Examining the reasoning of the parties, the Constitutional Court held that, under the constitutional norm, the Vice-presidents of Parliament are elected upon the proposal of the President of Parliament upon consultations with parliamentary fractions (art. 64 para. (3)).

 

The Court noted that the consultation is not equal to the approval. The refusal of the fractions to support some candidates can not cancel the Decision of the President of Parliament to propose these candidates for the office of Vice-president of Parliament.

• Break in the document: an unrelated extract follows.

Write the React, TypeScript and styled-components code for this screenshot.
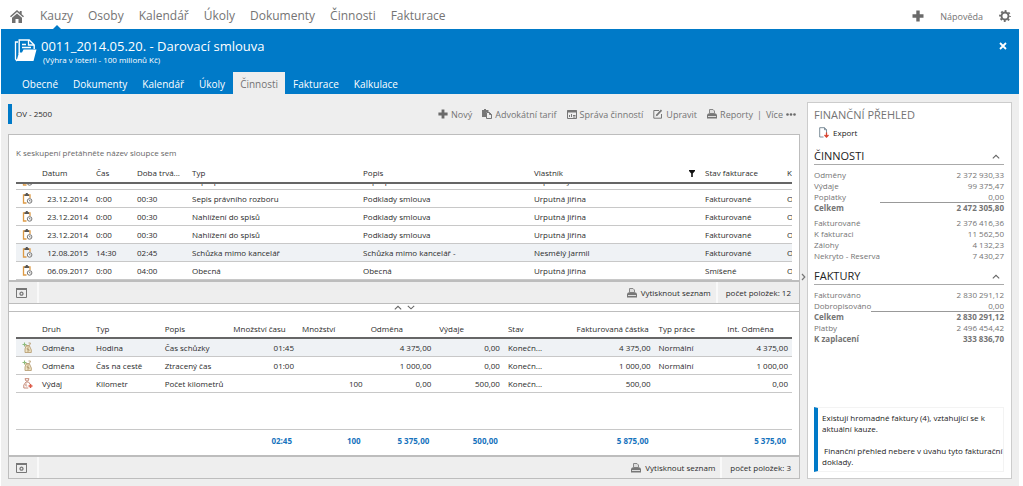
import React, { useLayoutEffect, useRef } from "react";
import styled, { createGlobalStyle, css } from "styled-components";

const blue = "#007ac8";
const grey = "#747474";
const line = "#bdbdbd";

const GlobalStyle = createGlobalStyle`
  * { box-sizing: border-box; }
  body {
    margin: 0;
    background: #fff;
    color: #2b2b2b;
    font-family: "Open Sans", "Noto Sans", sans-serif;
    font-size: 8px;
    line-height: 11px;
  }
  button { font: inherit; color: inherit; background: none; border: 0; padding: 0; cursor: pointer; }
  a { color: inherit; text-decoration: none; }
  svg { display: block; flex: none; }
  h1, h2, h3, p, dl, dd, dt { margin: 0; font-weight: 400; }
`;

const Page = styled.div`
  min-height: 100vh;
  display: flex;
  flex-direction: column;
  padding: 0 4px 0 1px;
`;

const TopBar = styled.header`
  display: flex;
  align-items: center;
  height: 29px;
  padding: 3px 8px 0 9px;
  color: ${grey};
`;

const MainNav = styled.nav`
  display: flex;
  gap: 15px;
  margin-left: 16px;
  font-size: 12px;
  line-height: 26px;
`;

const NavLink = styled.a<{ $active?: boolean }>`
  position: relative;
  ${(p) =>
    p.$active &&
    css`
      &::after {
        content: "";
        position: absolute;
        left: 50%;
        bottom: 0;
        margin-left: -4px;
        border: 4px solid transparent;
        border-top: 0;
        border-bottom-color: ${blue};
      }
    `}
`;

const TopActions = styled.div`
  display: flex;
  align-items: center;
  gap: 16px;
  margin-left: auto;
  font-size: 9px;
`;

const CaseHeader = styled.section`
  display: flex;
  flex-direction: column;
  justify-content: space-between;
  height: 65px;
  background: ${blue};
  color: #fff;
`;

const CaseTop = styled.div`
  display: flex;
  align-items: flex-start;
  gap: 4px;
  padding: 10px 12px 0 13px;
`;

const CaseTitle = styled.h1`
  font-size: 13px;
  line-height: 15px;
`;

const CaseNote = styled.p`
  padding-left: 2px;
  font-size: 8px;
  line-height: 11px;
`;

const CloseButton = styled.button`
  margin-left: auto;
  padding-top: 3px;
`;

const Tabs = styled.nav`
  display: flex;
  gap: 1px;
  padding-left: 14px;
`;

const Tab = styled.a<{ $active?: boolean }>`
  padding: 2px 7px 0;
  font-size: 10px;
  line-height: 20px;
  ${(p) => p.$active && css`background: #eee; color: ${grey};`}
`;

const Body = styled.div`
  flex: 1;
  display: flex;
  background: #eee;
  padding: 0 7px 7px;
`;

const Work = styled.main`
  flex: 1;
  min-width: 0;
  display: flex;
  flex-direction: column;
`;

const Toolbar = styled.div`
  display: flex;
  align-items: center;
  height: 40px;
  padding-right: 4px;
`;

const CaseTag = styled.div`
  border-left: 4px solid ${blue};
  padding-left: 4px;
  line-height: 20px;
`;

const ToolActions = styled.div`
  display: flex;
  align-items: center;
  gap: 10px;
  margin-left: auto;
  color: ${grey};
  font-size: 9px;
`;

const ToolButton = styled.button`
  display: flex;
  align-items: center;
  gap: 3px;
`;

const MoreGroup = styled.div`
  display: flex;
  gap: 4px;
`;

const Panel = styled.section<{ $grow?: boolean }>`
  display: flex;
  flex-direction: column;
  background: #fff;
  border: 1px solid ${line};
  ${(p) => p.$grow && css`flex: 1;`}
`;

const GroupHint = styled.p`
  padding: 12px 7px 0;
  line-height: 11px;
  color: #666;
`;

const GridArea = styled.div`
  flex: 1;
  display: flex;
  min-height: 135px;
  padding: 8px 7px 5px;
`;

const DataTable = styled.table`
  width: 100%;
  height: 100%;
  table-layout: fixed;
  border-collapse: separate;
  border-spacing: 0;
`;

const Col = styled.col<{ $w?: number }>`
  ${(p) => p.$w && css`width: ${p.$w}px;`}
`;

const Th = styled.th`
  height: 19px;
  padding: 0 0 1px 4px;
  border-bottom: 2px solid #666;
  font-weight: 400;
  text-align: left;
  white-space: nowrap;
  overflow: hidden;
`;

const HeadLabel = styled.span`
  display: flex;
  align-items: center;
  justify-content: space-between;
  padding-right: 6px;
`;

const Row = styled.tr<{ $selected?: boolean }>`
  height: 18px;
  ${(p) => p.$selected && css`background: #eff2f5;`}
`;

const Td = styled.td<{ $right?: boolean }>`
  padding: 0 4px;
  border-bottom: 1px solid #c8c8c8;
  white-space: nowrap;
  overflow: hidden;
  text-align: ${(p) => (p.$right ? "right" : "left")};
`;

const EdgeTd = styled(Td)`
  padding-right: 0;
`;

const IconTd = styled(Td)`
  padding: 0 0 0 6px;
`;

const ListTable = styled.table`
  display: block;
  margin: 7px 7px 0;

  thead { display: block; }
  tr {
    display: grid;
    grid-template-columns: 22px 54px 41px 55px 1fr 1fr 1fr 82px 9px;
  }
  th { line-height: 16px; }
  td { line-height: 17px; }
  ${IconTd} { padding-top: 3px; }
`;

const ScrollBody = styled.tbody`
  display: block;
  height: 96px;
  overflow: hidden;
`;

const Filler = styled.td`
  border-bottom: 1px solid #c8c8c8;
`;

const SumTd = styled.td`
  height: 20px;
  padding: 0 6px 0 0;
  color: #1673bd;
  font-weight: 700;
  text-align: right;
`;

const PanelFooter = styled.footer`
  display: flex;
  align-items: stretch;
  height: 23px;
  background: #eee;
  border-top: 2px solid ${line};
`;

const FootCell = styled.div`
  display: flex;
  align-items: center;
  padding: 0 8px;
  border-left: 2px solid #f9f9f9;
`;

const ToolCell = styled.div`
  display: flex;
  align-items: center;
  margin-right: auto;
  padding: 0 10px 0 7px;
  border-right: 2px solid #f9f9f9;
`;

const PrintButton = styled.button`
  display: flex;
  align-items: center;
  gap: 4px;
  padding-right: 5px;
`;

const Splitter = styled.div`
  display: flex;
  align-items: center;
  justify-content: center;
  gap: 5px;
  height: 7px;
  background: #fff;
  border: 1px solid ${line};
  border-width: 0 1px;
`;

const Gutter = styled.div`
  display: flex;
  align-items: center;
  justify-content: center;
  width: 7px;
  padding-bottom: 19px;
  color: #777;
`;

const Side = styled.aside`
  display: flex;
  flex-direction: column;
  width: 205px;
  margin-top: 8px;
  padding: 5px 7px 6px 6px;
  background: #fff;
  border: 1px solid #ccc;
  color: ${grey};
`;

const SideTitle = styled.h2`
  font-size: 11px;
  line-height: 14px;
`;

const ExportButton = styled.button`
  display: flex;
  align-items: center;
  gap: 4px;
  align-self: flex-start;
  margin: 5px 0 3px 5px;
  color: #222;
`;

const SectionHead = styled.h3`
  display: flex;
  align-items: center;
  justify-content: space-between;
  margin-top: 7px;
  padding-right: 4px;
  border-bottom: 1px solid #aaa;
  color: #222;
  font-size: 11px;
  line-height: 16px;
`;

const Figures = styled.dl`
  display: grid;
  grid-template-columns: auto 1fr;
  margin-top: 4px;
`;

const Name = styled.dt<{ $strong?: boolean }>`
  font-weight: ${(p) => (p.$strong ? 700 : 400)};
`;

const Amount = styled.dd<{ $strong?: boolean; $rule?: boolean }>`
  text-align: right;
  font-weight: ${(p) => (p.$strong ? 700 : 400)};
  ${(p) => p.$rule && css`box-shadow: 0 1px 0 #999;`}
`;

const Break = styled.div`
  grid-column: 1 / -1;
  height: 4px;
`;

const Notice = styled.div`
  margin-top: auto;
  padding: 4px 0 4px 4px;
  border: 1px solid #f3f3f3;
  border-left: 4px solid ${blue};
  color: #222;
`;

const NoticeText = styled.p`
  margin-right: -4px;
  & + & { margin-top: 11px; }
`;

const HomeIcon = () => (
  <svg width="14" height="13" viewBox="0 0 14 13" fill="#707070">
    <path d="M7 0 0 6.200l1 1.100L7 2l6 5.300 1-1.100-2.300-2V1H9.700v1.400z" />
    <path d="M2 7.800 7 3.400l5 4.400V13H8.500V9h-3v4H2z" />
  </svg>
);

const PlusIcon = ({ size }: { size: number }) => (
  <svg width={size} height={size} viewBox="0 0 12 12" fill="#6a6a6a">
    <path d="M4.300 0.500h3.400v3.800h3.800v3.400H7.700v3.800H4.300V7.700H.5V4.300h3.800z" />
  </svg>
);

const GearIcon = () => (
  <svg width="12" height="12" viewBox="0 0 12 12" fill="none" stroke="#6a6a6a">
    <circle cx="6" cy="6" r="3.500" strokeWidth="1.900" />
    <circle cx="6" cy="6" r="5" strokeWidth="1.800" strokeDasharray="1.900 2.027" strokeDashoffset="0.900" />
  </svg>
);

const FolderIcon = () => (
  <svg width="23" height="23" viewBox="0 0 23 23" fill="none" stroke="#fff">
    <path d="M4 3H1.500v17l1.500 2" strokeWidth="1.300" />
    <path d="M5.200 15V1h10l5 5v4" strokeWidth="1.400" />
    <path d="M14.500 1v5H20M8 5.500h4M8 8.500h9" strokeWidth="1.300" />
    <path d="M9.500 10.500h13L19.500 22H2.500L5 13.500h3z" fill="#fff" stroke="none" />
  </svg>
);

const CloseIcon = () => (
  <svg width="8" height="8" viewBox="0 0 8 8" stroke="#fff" strokeWidth="1.800">
    <path d="m1 1 6 6M7 1 1 7" />
  </svg>
);

const PasteIcon = () => (
  <svg width="10" height="10" viewBox="0 0 10 10" fill="none" stroke="#777">
    <path d="M0 1h2V0h2v1h2.500v2H4v5H0z" fill="#777" stroke="none" />
    <path d="M4.500 3.500h3l2 2v4h-5zM7.500 3.500v2h2" fill="#eee" />
  </svg>
);

const ChartIcon = () => (
  <svg width="10" height="9" viewBox="0 0 10 9" fill="none" stroke="#777">
    <path d="M.5 .5h9v8h-9z" />
    <path d="M0 1.500h10" strokeWidth="2" />
    <path d="M2.500 7V5M4.500 7V4M6 5.500h2.500M6 7h2.500" />
  </svg>
);

const EditIcon = () => (
  <svg width="10" height="10" viewBox="0 0 10 10" fill="none" stroke="#777">
    <path d="M6 1.500H.8v7.700h7.700V5" />
    <path d="M3.500 6.500 8.500 1.200" strokeWidth="1.800" />
    <path d="m2.500 7.500 1-2 1 1z" fill="#777" stroke="none" />
  </svg>
);

const PrinterIcon = () => (
  <svg width="10" height="10" viewBox="0 0 10 10">
    <path d="M2.500 4.500v-4H6L7.500 2v2.500z" fill="#ddd" stroke="#888" />
    <path d="M1 4.500h8l1 1.500v3.500H0V6z" fill="#777" />
    <path d="M1 7.500h8" stroke="#ddd" />
  </svg>
);

const DotsIcon = () => (
  <svg width="10" height="3" viewBox="0 0 10 3" fill="#6a6a6a">
    <circle cx="1.500" cy="1.500" r="1.300" />
    <circle cx="5" cy="1.500" r="1.300" />
    <circle cx="8.500" cy="1.500" r="1.300" />
  </svg>
);

const ClipboardIcon = () => (
  <svg width="11" height="11" viewBox="0 0 11 11" fill="none">
    <path d="M4.500 10H1.500V2H8v3" stroke="#dd9a45" strokeWidth="1.300" />
    <path d="M2.500 3V1.200h1.300V0h2v1.200H7V3z" fill="#555" />
    <circle cx="7.600" cy="7.900" r="2.300" fill="#fff" stroke="#666" strokeWidth="0.900" />
    <path d="M7.500 6.700V8h1.200" stroke="#666" strokeWidth="0.700" />
  </svg>
);

const MoneyBagIcon = () => (
  <svg width="11" height="11" viewBox="0 0 11 11" fill="none">
    <path d="M4 4h3.500l1.800 4v2.500H3V7z" fill="#efe3c4" stroke="#b9a077" strokeWidth="0.900" />
    <path d="M3.500 3.500h4L8.500 1H6.500" stroke="#b9a077" strokeWidth="0.900" />
    <path d="M.5 2.500h4M2.500 .5v4" stroke="#8dbb7c" strokeWidth="1.100" />
    <path d="M7 6H5.200v1.500H7V9H5" stroke="#a58a5e" strokeWidth="0.700" />
  </svg>
);

const ExpenseIcon = () => (
  <svg width="11" height="11" viewBox="0 0 11 11" fill="none">
    <path d="M3 .7h4L6 3H4zM4 4h2.500l1.500 2M4 4 1.800 7v3h4.500" stroke="#c58a78" strokeWidth="1" />
    <path d="M4.800 6H3.800v2h1.500" stroke="#c58a78" strokeWidth="0.800" />
    <path d="M6.500 8h4M8.500 6v4" stroke="#dc5a48" strokeWidth="1.500" />
  </svg>
);

const WindowGearIcon = () => (
  <svg width="11" height="10" viewBox="0 0 11 10" fill="none" stroke="#777">
    <path d="M.5 .5h10v9H.5z" />
    <path d="M0 1h11" strokeWidth="2" />
    <circle cx="5.500" cy="5.700" r="1.500" strokeWidth="1.300" />
  </svg>
);

const FilterIcon = () => (
  <svg width="6" height="7" viewBox="0 0 6 7" fill="#111">
    <path d="M0 0h6v1L3.800 3.500V7H2.200V3.500L0 1z" />
  </svg>
);

const ExportIcon = () => (
  <svg width="10" height="11" viewBox="0 0 10 11" fill="none">
    <path d="M4.500 10H.7V.7h4.800l2 2V6M5.500 .7v2h2" stroke="#6f8290" strokeWidth="0.900" />
    <path d="M7.500 5.500V10M5.500 8l2 2 2-2" stroke="#d9432f" strokeWidth="1.300" />
  </svg>
);

const chevrons = {
  up: "m.8 4.300 3.200-3 3.200 3",
  down: "m.8 .8 3.200 3 3.200-3",
};

const Chevron = ({ dir }: { dir: "up" | "down" }) => (
  <svg width="8" height="5" viewBox="0 0 8 5" fill="none" stroke="#666" strokeWidth="1.100">
    <path d={chevrons[dir]} />
  </svg>
);

const ChevronRight = () => (
  <svg width="5" height="8" viewBox="0 0 5 8" fill="none" stroke="#777" strokeWidth="1.200">
    <path d="m1 1 2.800 3L1 7" />
  </svg>
);

const navItems = ["Kauzy", "Osoby", "Kalendář", "Úkoly", "Dokumenty", "Činnosti", "Fakturace"];
const tabItems = ["Obecné", "Dokumenty", "Kalendář", "Úkoly", "Činnosti", "Fakturace", "Kalkulace"];

const activities = [
  ["16.12.2014", "0:00", "01:30", "Sepis právního rozboru", "Sepis právního rozboru", "Urputná Jiřina", "Fakturované"],
  ["23.12.2014", "0:00", "00:30", "Sepis právního rozboru", "Podklady smlouva", "Urputná Jiřina", "Fakturované"],
  ["23.12.2014", "0:00", "00:30", "Nahlížení do spisů", "Podklady smlouva", "Urputná Jiřina", "Fakturované"],
  ["23.12.2014", "0:00", "00:30", "Nahlížení do spisů", "Podklady smlouva", "Urputná Jiřina", "Fakturované"],
  ["12.08.2015", "14:30", "02:45", "Schůzka mimo kancelář", "Schůzka mimo kancelář -", "Nesmělý Jarmil", "Fakturované"],
  ["06.09.2017", "0:00", "04:00", "Obecná", "Obecná", "Urputná Jiřina", "Smíšené"],
];

const itemHeads = [
  "Druh", "Typ", "Popis", "Množství času", "Množství", "Odměna",
  "Výdaje", "Stav", "Fakturovaná částka", "Typ práce", "Int. Odměna",
];
const numericItem = [3, 4, 5, 6, 8, 10];

const items = [
  ["Odměna", "Hodina", "Čas schůzky", "01:45", "", "4 375,00", "0,00", "Konečn...", "4 375,00", "Normální", "4 375,00"],
  ["Odměna", "Čas na cestě", "Ztracený čas", "01:00", "", "1 000,00", "0,00", "Konečn...", "1 000,00", "Normální", "1 000,00"],
  ["Výdaj", "Kilometr", "Počet kilometrů", "", "100", "0,00", "500,00", "Konečn...", "500,00", "", "0,00"],
];
const totals = ["", "", "", "02:45", "100", "5 375,00", "500,00", "", "5 875,00", "", "5 375,00"];

function ActivityTable() {
  const scroller = useRef<HTMLTableSectionElement>(null);

  // The list opens on its newest entries.
  useLayoutEffect(() => {
    const el = scroller.current;
    if (el) el.scrollTop = el.scrollHeight;
  }, []);

  return (
    <ListTable>
      <thead>
        <tr>
          <Th />
          <Th>Datum</Th>
          <Th>Čas</Th>
          <Th>Doba trvá...</Th>
          <Th>Typ</Th>
          <Th>Popis</Th>
          <Th><HeadLabel>Vlastník<FilterIcon /></HeadLabel></Th>
          <Th>Stav fakturace</Th>
          <Th>K</Th>
        </tr>
      </thead>
      <ScrollBody ref={scroller}>
        {activities.map((row, i) => (
          <Row key={i} $selected={i === 4}>
            <IconTd><ClipboardIcon /></IconTd>
            {row.map((cell, j) => <Td key={j} $right={j === 0}>{cell}</Td>)}
            <EdgeTd>O</EdgeTd>
          </Row>
        ))}
      </ScrollBody>
    </ListTable>
  );
}

function ItemTable() {
  return (
    <GridArea>
      <DataTable>
        <colgroup>
          <Col $w={22} /><Col $w={54} />
          <Col /><Col /><Col /><Col /><Col /><Col /><Col />
          <Col $w={82} /><Col /><Col />
        </colgroup>
        <thead>
          <tr>
            <Th />
            {itemHeads.map((h) => <Th key={h}>{h}</Th>)}
          </tr>
        </thead>
        <tbody>
          {items.map((row, i) => (
            <Row key={i} $selected={i === 0}>
              <IconTd>{i < 2 ? <MoneyBagIcon /> : <ExpenseIcon />}</IconTd>
              {row.map((cell, j) => <Td key={j} $right={numericItem.includes(j)}>{cell}</Td>)}
            </Row>
          ))}
          <tr><Filler colSpan={12} /></tr>
        </tbody>
        <tfoot>
          <tr>
            <SumTd />
            {totals.map((t, i) => <SumTd key={i}>{t}</SumTd>)}
          </tr>
        </tfoot>
      </DataTable>
    </GridArea>
  );
}

function ListFooter({ count }: { count: number }) {
  return (
    <PanelFooter>
      <ToolCell><button aria-label="Nastavení"><WindowGearIcon /></button></ToolCell>
      <PrintButton><PrinterIcon />Vytisknout seznam</PrintButton>
      <FootCell>počet položek: {count}</FootCell>
    </PanelFooter>
  );
}

type Figure = { name: string; amount: string; strong?: boolean; rule?: boolean; gap?: boolean };

const activityFigures: Figure[] = [
  { name: "Odměny", amount: "2 372 930,33" },
  { name: "Výdaje", amount: "99 375,47" },
  { name: "Poplatky", amount: "0,00", rule: true },
  { name: "Celkem", amount: "2 472 305,80", strong: true, gap: true },
  { name: "Fakturované", amount: "2 376 416,36" },
  { name: "K fakturaci", amount: "11 562,50" },
  { name: "Zálohy", amount: "4 132,23" },
  { name: "Nekryto - Reserva", amount: "7 430,27" },
];

const invoiceFigures: Figure[] = [
  { name: "Fakturováno", amount: "2 830 291,12" },
  { name: "Dobropisováno", amount: "0,00", rule: true },
  { name: "Celkem", amount: "2 830 291,12", strong: true },
  { name: "Platby", amount: "2 496 454,42" },
  { name: "K zaplacení", amount: "333 836,70", strong: true },
];

function FigureSection({ title, figures }: { title: string; figures: Figure[] }) {
  return (
    <>
      <SectionHead>
        {title}
        <button aria-label={`Sbalit ${title}`}><Chevron dir="up" /></button>
      </SectionHead>
      <Figures>
        {figures.map((f) => (
          <React.Fragment key={f.name}>
            <Name $strong={f.strong}>{f.name}</Name>
            <Amount $strong={f.strong} $rule={f.rule}>{f.amount}</Amount>
            {f.gap && <Break />}
          </React.Fragment>
        ))}
      </Figures>
    </>
  );
}

export default function App() {
  return (
    <Page>
      <GlobalStyle />
      <TopBar>
        <a href="#domu" aria-label="Domů"><HomeIcon /></a>
        <MainNav>
          {navItems.map((n, i) => <NavLink key={n} href="#" $active={i === 0}>{n}</NavLink>)}
        </MainNav>
        <TopActions>
          <button aria-label="Přidat"><PlusIcon size={12} /></button>
          <a href="#napoveda">Nápověda</a>
          <button aria-label="Nastavení"><GearIcon /></button>
        </TopActions>
      </TopBar>
      <CaseHeader>
        <CaseTop>
          <FolderIcon />
          <div>
            <CaseTitle>0011_2014.05.20. - Darovací smlouva</CaseTitle>
            <CaseNote>(Výhra v loterii - 100 milionů Kč)</CaseNote>
          </div>
          <CloseButton aria-label="Zavřít"><CloseIcon /></CloseButton>
        </CaseTop>
        <Tabs>
          {tabItems.map((t) => <Tab key={t} href="#" $active={t === "Činnosti"}>{t}</Tab>)}
        </Tabs>
      </CaseHeader>
      <Body>
        <Work>
          <Toolbar>
            <CaseTag>OV - 2500</CaseTag>
            <ToolActions>
              <ToolButton><PlusIcon size={10} />Nový</ToolButton>
              <ToolButton><PasteIcon />Advokátní tarif</ToolButton>
              <ToolButton><ChartIcon />Správa činností</ToolButton>
              <ToolButton><EditIcon />Upravit</ToolButton>
              <MoreGroup>
                <ToolButton><PrinterIcon />Reporty</ToolButton>
                <span>|</span>
                <ToolButton>Více<DotsIcon /></ToolButton>
              </MoreGroup>
            </ToolActions>
          </Toolbar>
          <Panel>
            <GroupHint>K seskupení přetáhněte název sloupce sem</GroupHint>
            <ActivityTable />
            <ListFooter count={12} />
          </Panel>
          <Splitter>
            <button aria-label="Zvětšit dolní panel"><Chevron dir="up" /></button>
            <button aria-label="Zvětšit horní panel"><Chevron dir="down" /></button>
          </Splitter>
          <Panel $grow>
            <ItemTable />
            <ListFooter count={3} />
          </Panel>
        </Work>
        <Gutter>
          <button aria-label="Skrýt přehled"><ChevronRight /></button>
        </Gutter>
        <Side>
          <SideTitle>FINANČNÍ PŘEHLED</SideTitle>
          <ExportButton><ExportIcon />Export</ExportButton>
          <FigureSection title="ČINNOSTI" figures={activityFigures} />
          <FigureSection title="FAKTURY" figures={invoiceFigures} />
          <Notice>
            <NoticeText>Existují hromadné faktury (4), vztahující se k aktuální kauze.</NoticeText>
            <NoticeText>&nbsp;Finanční přehled nebere v úvahu tyto fakturační doklady.</NoticeText>
          </Notice>
        </Side>
      </Body>
    </Page>
  );
}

Similarly, omitting to consult a fraction does not invalidate or annul the sovereign right of the Parliament to decide on the candidates proposed for the offices of Vice-presidents.

 

The Court held that the constitutional right of the President to propose candidates for the office of Vice-president results from the regulatory provisions, which states that “Vice-presidents of the Parliament are performing, within the limits and manner established by the President, the duties of the President”. In other words, the powers and role of each Vice-president derives from the competences of the President, delegated by him/her, in order to be assisted in the effective performance of his/her office.

 

In order to accomplish his/her constitutional right to propose the Vice-presidents, the President of the Parliament, although elected by the parliamentary majority, must ensure, by consulting the parliamentary fractions, the support both of the parliamentary majority and the eventual constructive cooperation of the minority which is in opposition.

 

Although failure to prior consult one parliamentary fraction represents an omission in the process of electing the Vice-presidents, this fact does not affect the essence of the right of the fraction to express its attitude towards the candidates proposed by the President of the Parliament, by a negative vote in the Plenary Session.

 

Therefore, from the constitutional provision of Article 64 para. (3) of the Constitution it clearly results that the will of the President of Parliament in the process of selecting and proposing the Vice-presidents of the Parliament prevails over the advisory opinions of the parliamentary fractions.

 

Based on all the circumstances of the case submitted to the court of constitutional jurisdiction, the Court has not found elements of unconstitutionality in the process of adopting the challenged decisions.

 

Judgment of the Court

 

Starting from the reasoning invoked above, the Constitutional Court rejected as unfounded the application of the MP’s Grigore Petrenco, Artur Reşetnicov, Igor Vremea and recognized as constitutional the Parliament Decisions No. 126 and No. 127 of 30 May 2013 on the election of Vice-Presidents of Parliament.

 

 

The Judgment of the Constitutional Court is final, cannot be appealed, shall enter into force on the date of passing, and shall be published in the Official Gazette of the Republic of Moldova.